For every Bar Sunday, a candidate has to take two subjects with four hours allotted for each. The questions are meant to gauge a candidate’s proficiency in the intricacies of the law on a wide range of topics selected by the Supreme Court. The answers are to be handwritten and in an essay format.

More than a mere academic and mental ordeal, the bar exam puts to the test a person’s physical stamina, grit, ability to cruise through emotions, and to withstand a tremendous amount of pressure.

I remember being bothered by a variety of illnesses ranging from a stiff neck to dry cough during the entire month I was taking the bar, which all miraculously disappeared days after the conclusion of the exams!
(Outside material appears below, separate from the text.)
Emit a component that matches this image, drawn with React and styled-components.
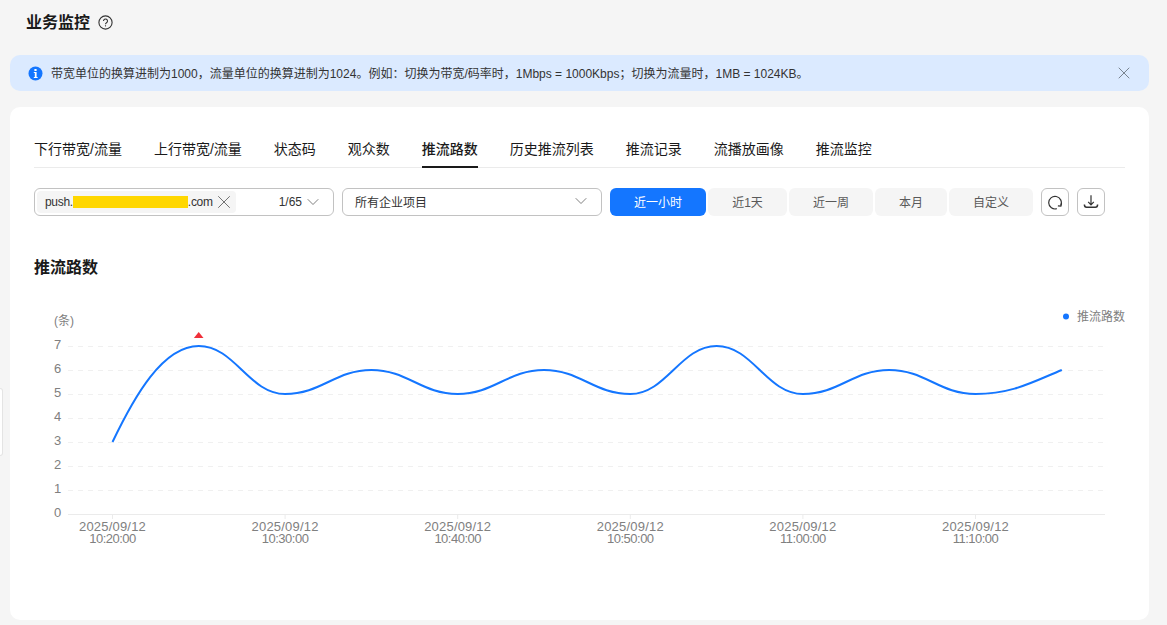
import React from "react";
import styled, { createGlobalStyle } from "styled-components";
import { X, ChevronDown } from "lucide-react";

const GlobalStyle = createGlobalStyle`
  html, body {
    margin: 0;
    padding: 0;
    height: 100%;
    overflow: hidden;
    background: #f5f5f5;
    font-family: "Liberation Sans", "Noto Sans CJK SC", Arial, sans-serif;
    color: #1a1a1a;
  }
  * { box-sizing: border-box; }
`;

const Page = styled.div`
  position: relative;
  height: 625px;
  padding: 0 18px 5px 10px;
  display: flex;
  flex-direction: column;
`;

const Header = styled.div`
  height: 55px;
  padding: 0 0 10px 16px;
  display: flex;
  align-items: center;
  gap: 8px;
`;

const Title = styled.h1`
  margin: 0;
  font-size: 16px;
  line-height: 22px;
  font-weight: 700;
`;

const Alert = styled.div`
  height: 36px;
  flex: none;
  margin-bottom: 16px;
  padding: 0 15px 0 18px;
  display: flex;
  align-items: center;
  gap: 8px;
  background: #dbeaff;
  border-radius: 10px;
  font-size: 12px;
  color: #333;
`;

const AlertText = styled.span`
  flex: 1;
  padding-bottom: 1px;
`;

const CloseButton = styled.span`
  display: flex;
  color: #6f7a85;
`;

const Card = styled.section`
  flex: 1;
  padding: 23px 24px 0;
  background: #fff;
  border-radius: 10px;
`;

const Tabs = styled.nav`
  height: 38px;
  display: flex;
  gap: 32px;
  border-bottom: 1px solid #ebebeb;
`;

const Tab = styled.a`
  height: 38px;
  padding-top: 9px;
  font-size: 14px;
  line-height: 20px;
  font-weight: ${(p) => (p.$active ? 500 : 400)};
  color: #1a1a1a;
  border-bottom: 2px solid ${(p) => (p.$active ? "#1a1a1a" : "transparent")};
`;

const Filters = styled.div`
  margin-top: 20px;
  height: 28px;
  display: flex;
  gap: 8px;
`;

const Select = styled.div`
  width: ${(p) => p.$width}px;
  height: 28px;
  padding: ${(p) => (p.$tagged ? "0 10px 0 2px" : "0 10px 2px 12px")};
  display: flex;
  align-items: center;
  justify-content: space-between;
  border: 1px solid #c2c2c2;
  border-radius: 6px;
  font-size: 12px;
  color: #333;
  svg { color: #666; }
`;

const Tag = styled.span`
  width: 199px;
  height: 22px;
  padding: 0 0 0 8px;
  display: flex;
  align-items: center;
  background: #f5f5f5;
  border-radius: 4px;
  letter-spacing: -0.3px;
`;

const Redacted = styled.span`
  width: 115px;
  height: 12px;
  background: #ffd700;
`;

const TagClose = styled.span`
  display: flex;
`;

const Count = styled.span`
  margin-left: auto;
  margin-right: 1px;
`;

const Ranges = styled.div`
  display: flex;
  gap: 2px;
`;

const Range = styled.button`
  width: ${(p) => p.$width}px;
  height: 28px;
  padding: 0 0 2px;
  border: 0;
  border-radius: 6px;
  font: inherit;
  font-size: 12px;
  color: ${(p) => (p.$active ? "#fff" : "#595959")};
  background: ${(p) => (p.$active ? "#1476ff" : "#f5f5f5")};
`;

const IconButtons = styled.div`
  display: flex;
  gap: 8px;
`;

const IconButton = styled.button`
  width: 28px;
  height: 28px;
  padding: 0;
  display: flex;
  align-items: center;
  justify-content: center;
  background: #fff;
  border: 1px solid #c2c2c2;
  border-radius: 6px;
  color: #333;
`;

const ChartTitle = styled.h2`
  margin: 41px 0 0;
  font-size: 16px;
  line-height: 22px;
  font-weight: 700;
`;

const Chart = styled.svg`
  display: block;
  margin-top: 11px;
  width: 1091px;
  height: 260px;
  text {
    font-family: "Liberation Sans", "Noto Sans CJK SC", Arial, sans-serif;
    fill: #808080;
  }
`;

const SideHandle = styled.div`
  position: absolute;
  left: 0;
  top: 388px;
  width: 3px;
  height: 68px;
  background: #fff;
  border: 1px solid #e4e4e4;
  border-left: 0;
  border-radius: 0 4px 4px 0;
`;

const tabs = [
  "下行带宽/流量",
  "上行带宽/流量",
  "状态码",
  "观众数",
  "推流路数",
  "历史推流列表",
  "推流记录",
  "流播放画像",
  "推流监控",
];

const ranges = [
  { label: "近一小时", width: 96 },
  { label: "近1天", width: 79 },
  { label: "近一周", width: 84 },
  { label: "本月", width: 72 },
  { label: "自定义", width: 84 },
];

const values = [3, 7, 5, 6, 5, 6, 5, 7, 5, 6, 5, 6];
const ticks = ["10:20:00", "10:30:00", "10:40:00", "10:50:00", "11:00:00", "11:10:00"];

const X0 = 112.5;
const STEP = 86.3;
const yOf = (v) => 514 - v * 24;
const xOf = (i) => X0 + i * STEP;

function linePath() {
  let d = `M${X0} ${yOf(values[0])}`;
  for (let i = 1; i < values.length; i++) {
    const x0 = xOf(i - 1);
    const x1 = xOf(i);
    const y0 = yOf(values[i - 1]);
    const y1 = yOf(values[i]);
    const first = i === 1;
    const last = i === values.length - 1;
    const c1x = first ? x0 + STEP * 0.25 : x0 + STEP * 0.42;
    const c1y = first ? y0 - 45 : y0;
    const c2x = last ? x1 - STEP * 0.35 : x1 - STEP * 0.42;
    const c2y = last ? y1 + 12.5 : y1;
    d += ` C${c1x} ${c1y} ${c2x} ${c2y} ${x1} ${y1}`;
  }
  return d;
}

function HelpIcon() {
  return (
    <svg width="15" height="15" viewBox="0 0 15 15" fill="none" stroke="#333" strokeWidth="1.1">
      <circle cx="7.5" cy="7.5" r="6.6" />
      <path d="M5.5 5.9a2 2 0 1 1 3 1.8c-.65.4-1 .75-1 1.5" />
      <path d="M7.5 10.3v1.1" />
    </svg>
  );
}

function InfoIcon() {
  return (
    <svg width="15" height="15" viewBox="0 0 15 15">
      <circle cx="7.5" cy="7.5" r="7" fill="#1476ff" />
      <rect x="6.4" y="3" width="2.2" height="2" fill="#fff" />
      <path d="M5.8 6h2.8v5h1v1H5.8v-1h1V7h-1z" fill="#fff" />
    </svg>
  );
}

function RefreshIcon() {
  return (
    <svg width="16" height="16" viewBox="0 0 16 16" fill="none" stroke="#333" strokeWidth="1.2">
      <path d="M13.7 11.4A6.3 6.3 0 1 0 9.8 14.7" />
      <path d="M10.9 11.8l3 .4.6-3" />
    </svg>
  );
}

function DownloadIcon() {
  return (
    <svg width="16" height="16" viewBox="0 0 16 16" fill="none" stroke="#333" strokeWidth="1.2">
      <path d="M8 1.2v9.4M5.2 7.8L8 10.8l2.8-3" />
      <path d="M1.4 10.4c0 1.9.9 2.8 2.2 2.8h8.8c1.3 0 2.2-.9 2.2-2.8" strokeWidth="1.5" />
    </svg>
  );
}

export default function App() {
  return (
    <Page>
      <GlobalStyle />
      <SideHandle />
      <Header>
        <Title>业务监控</Title>
        <HelpIcon />
      </Header>
      <Alert>
        <InfoIcon />
        <AlertText>
          带宽单位的换算进制为1000，流量单位的换算进制为1024。例如：切换为带宽/码率时，1Mbps = 1000Kbps；切换为流量时，1MB = 1024KB。
        </AlertText>
        <CloseButton>
          <X size={20} strokeWidth={1.1} />
        </CloseButton>
      </Alert>
      <Card>
        <Tabs>
          {tabs.map((t) => (
            <Tab key={t} $active={t === "推流路数"}>
              {t}
            </Tab>
          ))}
        </Tabs>
        <Filters>
          <Select $width={300} $tagged>
            <Tag>
              push.<Redacted />.com
              <TagClose>
                <X size={22} strokeWidth={1} />
              </TagClose>
            </Tag>
            <Count>1/65</Count>
            <ChevronDown size={20} strokeWidth={1} />
          </Select>
          <Select $width={260}>
            所有企业项目
            <ChevronDown size={20} strokeWidth={1} />
          </Select>
          <Ranges>
            {ranges.map((r, i) => (
              <Range key={r.label} $width={r.width} $active={i === 0}>
                {r.label}
              </Range>
            ))}
          </Ranges>
          <IconButtons>
            <IconButton>
              <RefreshIcon />
            </IconButton>
            <IconButton>
              <DownloadIcon />
            </IconButton>
          </IconButtons>
        </Filters>
        <ChartTitle>推流路数</ChartTitle>
        <Chart viewBox="34 290 1091 260">
          <text x="54" y="325" fontSize="12">(条)</text>
          <circle cx="1066" cy="316.5" r="3" fill="#1476ff" />
          <text x="1077" y="321" fontSize="12">推流路数</text>
          {[0, 1, 2, 3, 4, 5, 6, 7].map((v) => (
            <g key={v}>
              <line
                x1="68"
                x2="1105"
                y1={yOf(v) + 0.5}
                y2={yOf(v) + 0.5}
                stroke={v === 0 ? "#ebebeb" : "#f0f0f0"}
                strokeDasharray={v === 0 ? undefined : "5 5"}
              />
              <text x="54" y={yOf(v) + 2.5} fontSize="13">{v}</text>
            </g>
          ))}
          {ticks.map((t, i) => (
            <g key={t} textAnchor="middle">
              <line x1={xOf(i * 2)} x2={xOf(i * 2)} y1="514" y2="519" stroke="#ebebeb" />
              <text x={xOf(i * 2)} y="531" fontSize="13" letterSpacing="0.2">2025/09/12</text>
              <text x={xOf(i * 2)} y="543" fontSize="13" letterSpacing="-0.5">{t}</text>
            </g>
          ))}
          <path d={linePath()} fill="none" stroke="#1476ff" strokeWidth="2" />
          <path d="M198.7 332l4.8 6h-9.6z" fill="#f0303a" />
        </Chart>
      </Card>
    </Page>
  );
}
Due to its difficulty, the average passing rate for the past ten bar examinations is only 27.12%, with many retaking the bar examinations multiple times before finally making it.

What comes after the bar examinations are agonizing months of waiting for the results. Since the examination booklets are corrected manually, it takes time before the Supreme Court releases the list of successful examinees. In my case, it took six months before we were informed of our fate. And when that day comes, emotions run wild, tears abound, and embraces are aplenty either to offer comfort to those who failed or to extend congratulations to those who succeeded and earned the right to be called “Attorney”.

When the results of my bar examinations were released, my family and I were in the middle of attending Holy Mass at noon. It was my second Mass for the day, having attended one earlier in the morning for good measure. At exactly 12:22 pm, I finally found out that I passed. It was indeed a precious moment of bliss: realizing a lifelong dream for my family, and knowing that all the toil and sacrifices were worth it. The profound joy my family and I shared that day resonates until now.

The journey may be long and arduous, but for the privileged few, the finalé is taking an oath to conduct oneself as a lawyer according to the best of one’s knowledge and discretion, and signing the “Roll of Attorneys”, ready to be called to the bar and summoned to serve. This, ultimately, is what being a lawyer is all about.

After the euphoria of passing the bar subsides, one has to realize that being in the legal profession is not to be on a pedestal of prestige but to be in a position of service.

Far from the glamor and material gains associated with the legal profession obsessively sought by some, the reality of lawyering entails the hidden work of research, study, and writing, in order to be one with the plight of people served, in accordance with what is right. Lawyers are called to master the law in order to be servants of justice, and advocates of truth.

As Chief Justice Fred Ruiz Castro said: “membership in the bar is in the category of a mandate to public service of the highest order. A lawyer is an oath-bound servant of society whose conduct is clearly circumscribed by inflexible norms of law and ethics, and whose primary duty is the advancement of the quest of truth and justice, for which he has sworn to be a fearless crusader”. (Apostasy in the Legal Profession, 64 SCRA 784).

What lies beyond the bar, then, is a life given in service of the community by generously providing counsel to the doubtful, instruction to the ignorant, admonition to the errant and comfort to the afflicted, while relentlessly pursuing the good for all.

It is my fervent hope that in this dark and difficult time, our new lawyers use their knowledge and stature to become beacons of truth, guiding our people to the way that leads to life.

My warm congratulations to my friends, Atty. Jill Bagaoisan, Atty. Jason Mendoza, Atty. Josine Protasio, Atty. Paul Ayson, Atty. Antonette Yu, and to my fellow Palaweños, Atty. Tomas Socrates, and Atty. Jocelyn Fabello, who are now called to the bar and summoned to serve.